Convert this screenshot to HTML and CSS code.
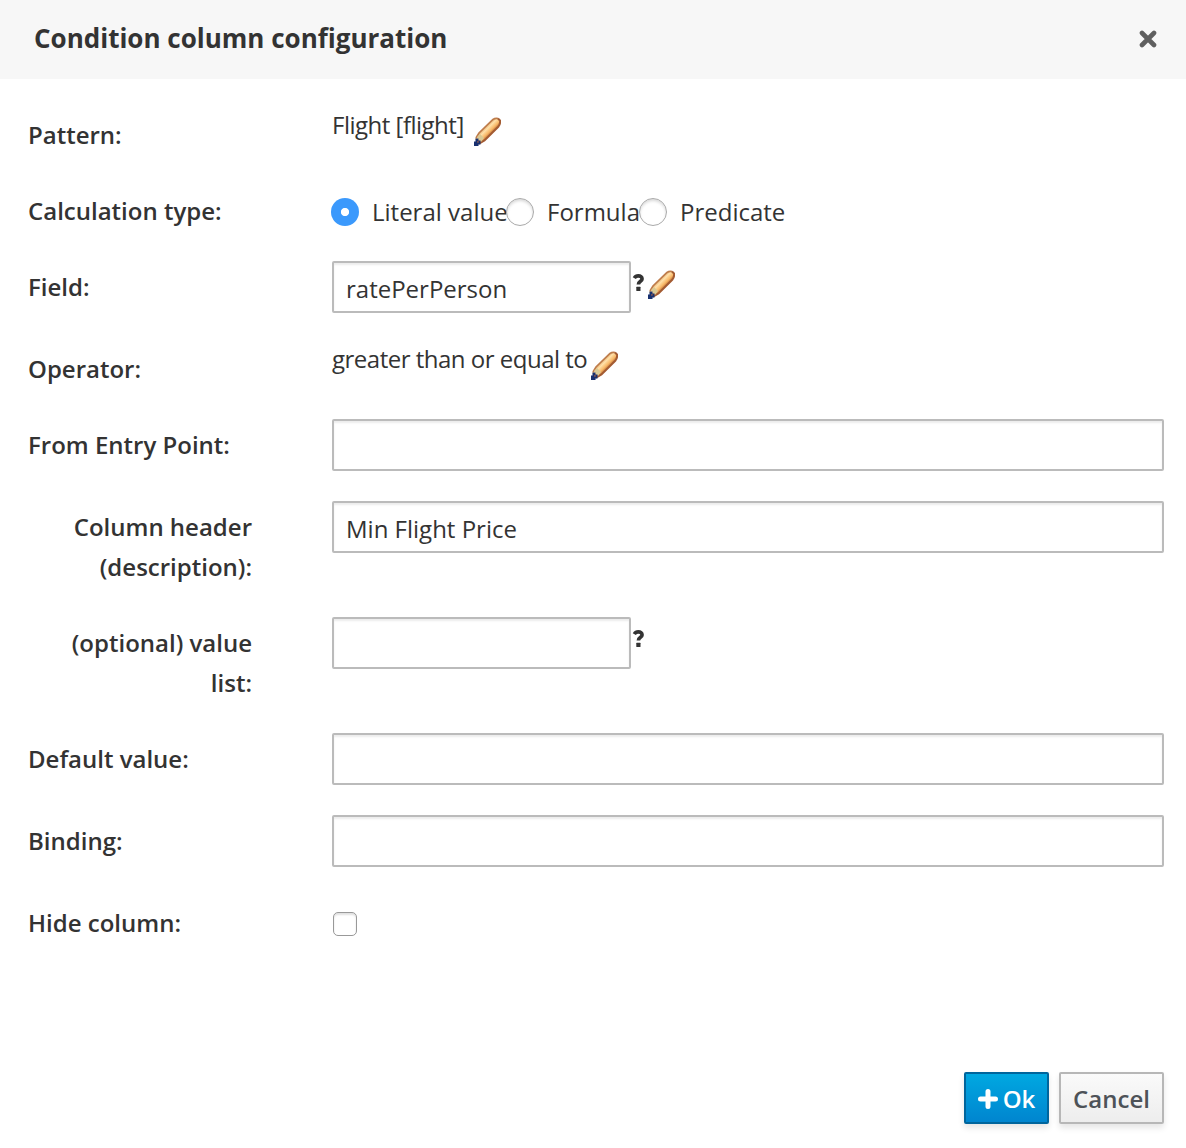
FILE: index.html
```html
<!DOCTYPE html>
<html lang="en">
<head>
<meta charset="utf-8">
<title>Condition column configuration</title>
<link rel="stylesheet" href="styles.css">
</head>
<body>
<svg width="0" height="0" class="defs" aria-hidden="true">
  <defs>
    <linearGradient id="wood" gradientUnits="userSpaceOnUse" x1="9" y1="9" x2="19" y2="19">
      <stop offset="0.1" stop-color="#d99a5c"/><stop offset="0.4" stop-color="#ffe0a8"/><stop offset="0.65" stop-color="#f8b868"/><stop offset="0.9" stop-color="#a95a28"/>
    </linearGradient>
    <symbol id="pencil" viewBox="0 0 28 30">
      <path d="M2 22 6 16 20 2.5Q22 1 25 1.5L27 3.5Q27.500 7 25.500 9.500L11.500 23.500 5.500 27Z" fill="url(#wood)"/>
      <path d="M3 21 6 16 20 2.5Q22 1 25 1.500" fill="none" stroke="#be7c4b" stroke-width="1.700"/>
      <path d="M25 1.500 27 3.500Q27.500 7 25.500 9.500L11.500 23.500 6 26.500" fill="none" stroke="#a35b32" stroke-width="2"/>
      <path d="M4 20 7 17 11 21 8 25Z" fill="#d9c994"/>
      <path d="M2.500 21.500h3v2h2v4H5.500v1.500H1v-4.500h1.500z" fill="#18306f"/>
      <path d="M4 24h1.800v1.800H4z" fill="#754f55"/>
    </symbol>
  </defs>
</svg>
<div class="dialog">
  <header class="dialog-header">
    <h1 class="title">Condition column configuration</h1>
    <button class="close" aria-label="Close"><svg width="18" height="18" viewBox="0 0 18 18"><path d="M3 3 15 15M15 3 3 15" stroke="#5f5f5f" stroke-width="4.600" stroke-linecap="round"/></svg></button>
  </header>
  <form class="form">
    <div class="row"><span class="label">Pattern:</span><div class="field"><span class="value pattern">Flight [flight]</span><svg class="pencil low"><use href="#pencil"/></svg></div></div>
    <div class="row"><span class="label">Calculation type:</span><div class="field radios">
      <label class="option literal"><input type="radio" name="calc" class="radio" checked><span>Literal value</span></label>
      <label class="option formula"><input type="radio" name="calc" class="radio"><span>Formula</span></label>
      <label class="option"><input type="radio" name="calc" class="radio"><span>Predicate</span></label>
    </div></div>
    <div class="row"><span class="label">Field:</span><div class="field"><input class="text short" value="ratePerPerson"><svg class="help" viewBox="0 0 13 20"><use href="#question"/></svg><svg class="pencil"><use href="#pencil"/></svg></div></div>
    <div class="row"><span class="label">Operator:</span><div class="field"><span class="value operator">greater than or equal to</span><svg class="pencil low"><use href="#pencil"/></svg></div></div>
    <div class="row"><span class="label">From Entry Point:</span><div class="field"><input class="text"></div></div>
    <div class="row"><span class="label wrapped">Column header (description):</span><div class="field"><input class="text" value="Min Flight Price"></div></div>
    <div class="row"><span class="label wrapped">(optional) value list:</span><div class="field"><input class="text short"><svg class="help" viewBox="0 0 13 20"><use href="#question"/></svg></div></div>
    <div class="row"><span class="label">Default value:</span><div class="field"><input class="text"></div></div>
    <div class="row"><span class="label">Binding:</span><div class="field"><input class="text"></div></div>
    <div class="row"><span class="label">Hide column:</span><div class="field"><input type="checkbox" class="checkbox"></div></div>
  </form>
  <footer class="footer">
    <button class="btn primary"><svg width="20" height="20" viewBox="0 0 20 20"><path d="M10 2.500v15M2.500 10h15" stroke="#fff" stroke-width="5" stroke-linecap="round"/></svg><span>Ok</span></button>
    <button class="btn">Cancel</button>
  </footer>
</div>
<svg width="0" height="0" class="defs" aria-hidden="true">
  <symbol id="question" viewBox="0 0 13 20">
    <path d="M2.300 5.200C3.300 3.500 4.700 2.900 6.300 2.900 8.500 2.900 10.100 4.100 10.100 5.900 10.100 8.400 6.400 8.200 6.400 11.500" fill="none" stroke="#333" stroke-width="3.600"/>
    <rect x="4.300" y="13.700" width="4.200" height="4.200" rx=".5" fill="#333"/>
  </symbol>
</svg>
</body>
</html>
```
FILE: styles.css
```css
* { box-sizing: border-box; }
body { margin: 0; background: #fff; color: #333; font: 24px/40px "Open Sans", sans-serif; }
.defs { position: absolute; }
.dialog { height: 1148px; display: flex; flex-direction: column; }
.dialog-header { height: 79px; padding: 0 29px 3px 34px; background: #f7f7f7; display: flex; align-items: center; justify-content: space-between; }
.title { margin: 0; font-size: 26px; font-weight: 700; line-height: 36px; }
.close { padding: 2px 0 0; border: 0; background: none; display: flex; }
.form { padding: 30px 22px 0 28px; }
.row { display: flex; align-items: flex-start; margin-bottom: 30px; }
.label { width: 304px; padding-top: 6px; flex: none; font-weight: 600; }
.wrapped { padding-right: 80px; text-align: right; }
.field { flex: 1; display: flex; align-items: flex-start; }
.value { height: 34px; line-height: 32px; white-space: nowrap; }
.pattern { width: 141px; letter-spacing: -0.5px; }
.operator { width: 258px; letter-spacing: -0.5px; }
.pencil { width: 28px; height: 30px; margin: 9px 0 0 2px; }
.pencil.low { margin: 8px 0 0; }
.help { width: 13px; height: 20px; margin: 12px 0 0 1px; }
.text { width: 100%; height: 52px; padding: 4px 12px 2px; border: 2px solid #bbb; border-radius: 2px; background: #fff; box-shadow: inset 0 2px 2px rgba(0, 0, 0, .075); color: #333; font: inherit; outline: 0; }
.short { width: 299px; }
.radios { padding-top: 7px; }
.option { display: flex; align-items: center; gap: 13px; height: 40px; margin-top: 0; white-space: nowrap; }
.radios { height: 46px; }
.literal { width: 175px; }
.formula { width: 133px; }
.radio { appearance: none; width: 28px; height: 28px; margin: 0 0 0 -1px; flex: none; border: 1px solid #aaa; border-radius: 50%; background: #fff; box-shadow: inset 0 2px 3px rgba(0, 0, 0, .15); }
.radio:checked { border: 0; background: radial-gradient(circle, #fff 0 3.700px, #3b99fc 4.500px); box-shadow: none; }
.checkbox { appearance: none; width: 24px; height: 24px; margin: 15px 0 0 1px; border: 1px solid #999; border-radius: 5px; background: #fff; box-shadow: inset 0 2px 2px rgba(0, 0, 0, .12); }
.footer { margin-top: auto; padding: 0 22px 24px; display: flex; justify-content: flex-end; gap: 10px; }
.btn { width: 105px; height: 52px; padding: 1px 0 0; border: 2px solid #b7b7b7; border-radius: 2px; background: linear-gradient(#fafafa, #ededed); box-shadow: 0 4px 6px rgba(0, 0, 0, .1); color: #4d5258; font: 600 24px/40px "Open Sans", sans-serif; }
.primary { width: 85px; display: flex; align-items: center; justify-content: center; gap: 5px; border-color: #00659c; background: linear-gradient(#00a8e1, #0085cf); color: #fff; }
```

------------------------

(What you need to do)
Please write out all the data again word for word, but not the pictures.

(The result)
Convert this screenshot to HTML and CSS code.
FILE: index.html
```html
<!DOCTYPE html>
<html lang="en">
<head>
<meta charset="utf-8">
<title>Condition column configuration</title>
<link rel="stylesheet" href="styles.css">
</head>
<body>
<svg width="0" height="0" class="defs" aria-hidden="true">
  <defs>
    <linearGradient id="wood" gradientUnits="userSpaceOnUse" x1="9" y1="9" x2="19" y2="19">
      <stop offset="0.1" stop-color="#d99a5c"/><stop offset="0.4" stop-color="#ffe0a8"/><stop offset="0.65" stop-color="#f8b868"/><stop offset="0.9" stop-color="#a95a28"/>
    </linearGradient>
    <symbol id="pencil" viewBox="0 0 28 30">
      <path d="M2 22 6 16 20 2.5Q22 1 25 1.5L27 3.5Q27.500 7 25.500 9.500L11.500 23.500 5.500 27Z" fill="url(#wood)"/>
      <path d="M3 21 6 16 20 2.5Q22 1 25 1.500" fill="none" stroke="#be7c4b" stroke-width="1.700"/>
      <path d="M25 1.500 27 3.500Q27.500 7 25.500 9.500L11.500 23.500 6 26.500" fill="none" stroke="#a35b32" stroke-width="2"/>
      <path d="M4 20 7 17 11 21 8 25Z" fill="#d9c994"/>
      <path d="M2.500 21.500h3v2h2v4H5.500v1.500H1v-4.500h1.500z" fill="#18306f"/>
      <path d="M4 24h1.800v1.800H4z" fill="#754f55"/>
    </symbol>
  </defs>
</svg>
<div class="dialog">
  <header class="dialog-header">
    <h1 class="title">Condition column configuration</h1>
    <button class="close" aria-label="Close"><svg width="18" height="18" viewBox="0 0 18 18"><path d="M3 3 15 15M15 3 3 15" stroke="#5f5f5f" stroke-width="4.600" stroke-linecap="round"/></svg></button>
  </header>
  <form class="form">
    <div class="row"><span class="label">Pattern:</span><div class="field"><span class="value pattern">Flight [flight]</span><svg class="pencil low"><use href="#pencil"/></svg></div></div>
    <div class="row"><span class="label">Calculation type:</span><div class="field radios">
      <label class="option literal"><input type="radio" name="calc" class="radio" checked><span>Literal value</span></label>
      <label class="option formula"><input type="radio" name="calc" class="radio"><span>Formula</span></label>
      <label class="option"><input type="radio" name="calc" class="radio"><span>Predicate</span></label>
    </div></div>
    <div class="row"><span class="label">Field:</span><div class="field"><input class="text short" value="ratePerPerson"><svg class="help" viewBox="0 0 13 20"><use href="#question"/></svg><svg class="pencil"><use href="#pencil"/></svg></div></div>
    <div class="row"><span class="label">Operator:</span><div class="field"><span class="value operator">greater than or equal to</span><svg class="pencil low"><use href="#pencil"/></svg></div></div>
    <div class="row"><span class="label">From Entry Point:</span><div class="field"><input class="text"></div></div>
    <div class="row"><span class="label wrapped">Column header (description):</span><div class="field"><input class="text" value="Min Flight Price"></div></div>
    <div class="row"><span class="label wrapped">(optional) value list:</span><div class="field"><input class="text short"><svg class="help" viewBox="0 0 13 20"><use href="#question"/></svg></div></div>
    <div class="row"><span class="label">Default value:</span><div class="field"><input class="text"></div></div>
    <div class="row"><span class="label">Binding:</span><div class="field"><input class="text"></div></div>
    <div class="row"><span class="label">Hide column:</span><div class="field"><input type="checkbox" class="checkbox"></div></div>
  </form>
  <footer class="footer">
    <button class="btn primary"><svg width="20" height="20" viewBox="0 0 20 20"><path d="M10 2.500v15M2.500 10h15" stroke="#fff" stroke-width="5" stroke-linecap="round"/></svg><span>Ok</span></button>
    <button class="btn">Cancel</button>
  </footer>
</div>
<svg width="0" height="0" class="defs" aria-hidden="true">
  <symbol id="question" viewBox="0 0 13 20">
    <path d="M2.300 5.200C3.300 3.500 4.700 2.900 6.300 2.900 8.500 2.900 10.100 4.100 10.100 5.900 10.100 8.400 6.400 8.200 6.400 11.500" fill="none" stroke="#333" stroke-width="3.600"/>
    <rect x="4.300" y="13.700" width="4.200" height="4.200" rx=".5" fill="#333"/>
  </symbol>
</svg>
</body>
</html>
```
FILE: styles.css
```css
* { box-sizing: border-box; }
body { margin: 0; background: #fff; color: #333; font: 24px/40px "Open Sans", sans-serif; }
.defs { position: absolute; }
.dialog { height: 1148px; display: flex; flex-direction: column; }
.dialog-header { height: 79px; padding: 0 29px 3px 34px; background: #f7f7f7; display: flex; align-items: center; justify-content: space-between; }
.title { margin: 0; font-size: 26px; font-weight: 700; line-height: 36px; }
.close { padding: 2px 0 0; border: 0; background: none; display: flex; }
.form { padding: 30px 22px 0 28px; }
.row { display: flex; align-items: flex-start; margin-bottom: 30px; }
.label { width: 304px; padding-top: 6px; flex: none; font-weight: 600; }
.wrapped { padding-right: 80px; text-align: right; }
.field { flex: 1; display: flex; align-items: flex-start; }
.value { height: 34px; line-height: 32px; white-space: nowrap; }
.pattern { width: 141px; letter-spacing: -0.5px; }
.operator { width: 258px; letter-spacing: -0.5px; }
.pencil { width: 28px; height: 30px; margin: 9px 0 0 2px; }
.pencil.low { margin: 8px 0 0; }
.help { width: 13px; height: 20px; margin: 12px 0 0 1px; }
.text { width: 100%; height: 52px; padding: 4px 12px 2px; border: 2px solid #bbb; border-radius: 2px; background: #fff; box-shadow: inset 0 2px 2px rgba(0, 0, 0, .075); color: #333; font: inherit; outline: 0; }
.short { width: 299px; }
.radios { padding-top: 7px; }
.option { display: flex; align-items: center; gap: 13px; height: 40px; margin-top: 0; white-space: nowrap; }
.radios { height: 46px; }
.literal { width: 175px; }
.formula { width: 133px; }
.radio { appearance: none; width: 28px; height: 28px; margin: 0 0 0 -1px; flex: none; border: 1px solid #aaa; border-radius: 50%; background: #fff; box-shadow: inset 0 2px 3px rgba(0, 0, 0, .15); }
.radio:checked { border: 0; background: radial-gradient(circle, #fff 0 3.700px, #3b99fc 4.500px); box-shadow: none; }
.checkbox { appearance: none; width: 24px; height: 24px; margin: 15px 0 0 1px; border: 1px solid #999; border-radius: 5px; background: #fff; box-shadow: inset 0 2px 2px rgba(0, 0, 0, .12); }
.footer { margin-top: auto; padding: 0 22px 24px; display: flex; justify-content: flex-end; gap: 10px; }
.btn { width: 105px; height: 52px; padding: 1px 0 0; border: 2px solid #b7b7b7; border-radius: 2px; background: linear-gradient(#fafafa, #ededed); box-shadow: 0 4px 6px rgba(0, 0, 0, .1); color: #4d5258; font: 600 24px/40px "Open Sans", sans-serif; }
.primary { width: 85px; display: flex; align-items: center; justify-content: center; gap: 5px; border-color: #00659c; background: linear-gradient(#00a8e1, #0085cf); color: #fff; }
```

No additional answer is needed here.